Research & Papers

AgentFloor: How Far Up the tool use Ladder Can Small Open-Weight Models Go?

New 30-task benchmark reveals small open models rival GPT-5 on short-horizon tool use.

Deep Dive

AgentFloor is a new deterministic benchmark designed to answer a practical question: which parts of an agent workflow truly need frontier intelligence? The benchmark spans 30 tasks across a six-tier capability ladder, from instruction following and structured tool use to multi-step coordination and long-horizon planning under persistent constraints. Researchers from the paper tested 16 open-weight models ranging from 0.27B to 32B parameters alongside GPT-5, running 16,542 scored evaluations.

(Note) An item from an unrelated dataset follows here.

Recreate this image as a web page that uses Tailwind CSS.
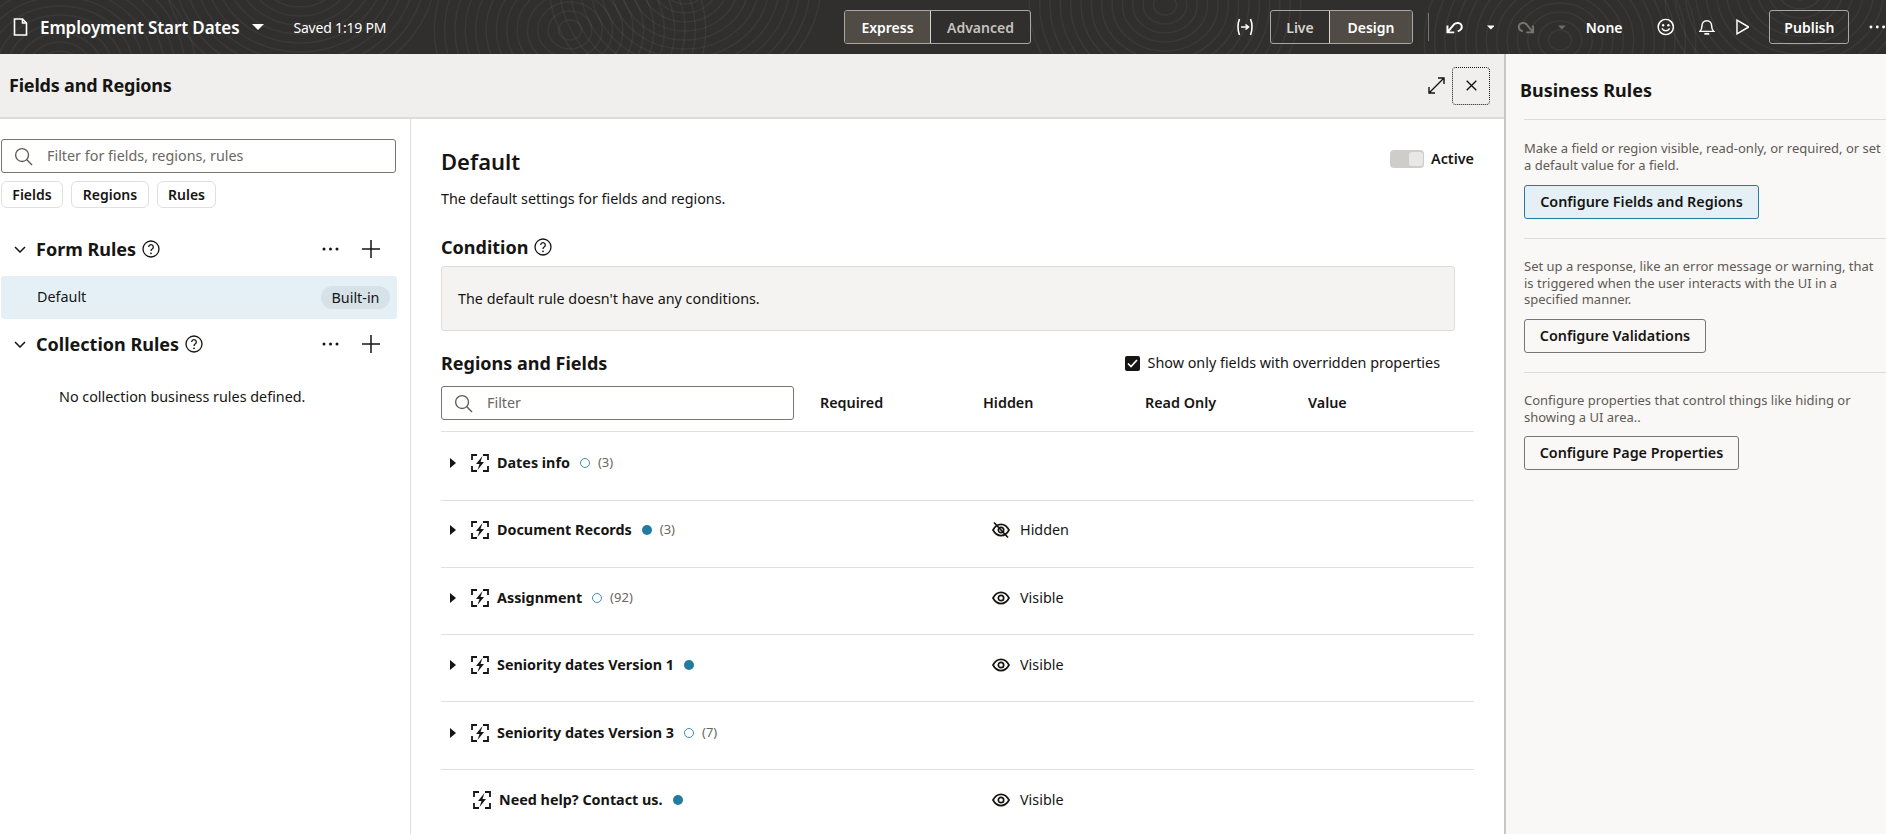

The results draw a clear boundary: small and mid-sized open-weight models already handle much of the short-horizon, structured tool use that dominates real agent pipelines. In aggregate, the strongest open-weight model matches GPT-5 on the benchmark while being substantially cheaper and faster to run. The frontier models still hold an advantage on long-horizon planning tasks, but neither side reaches high reliability. Importantly, the boundary isn't explained by scale alone—some failures respond to targeted interventions, but effects are model-specific. The paper suggests a practical design principle: use smaller models for the broad base of routine actions, and reserve frontier models for the narrower class of tasks demanding deeper planning and control.

Key Points
  • AgentFloor consists of 30 tasks across 6 tiers, from instruction following to long-horizon planning.
  • Small open-weight models (0.27B-32B) achieve parity with GPT-5 on short-horizon, structured tool use that dominates real agent pipelines.
  • Frontier models still outperform on long-horizon planning requiring persistent constraint tracking, but neither side reaches high reliability.

Why It Matters

Enables cost-effective agent design: route routine tasks to cheap small models, reserve expensive frontier models for complex planning.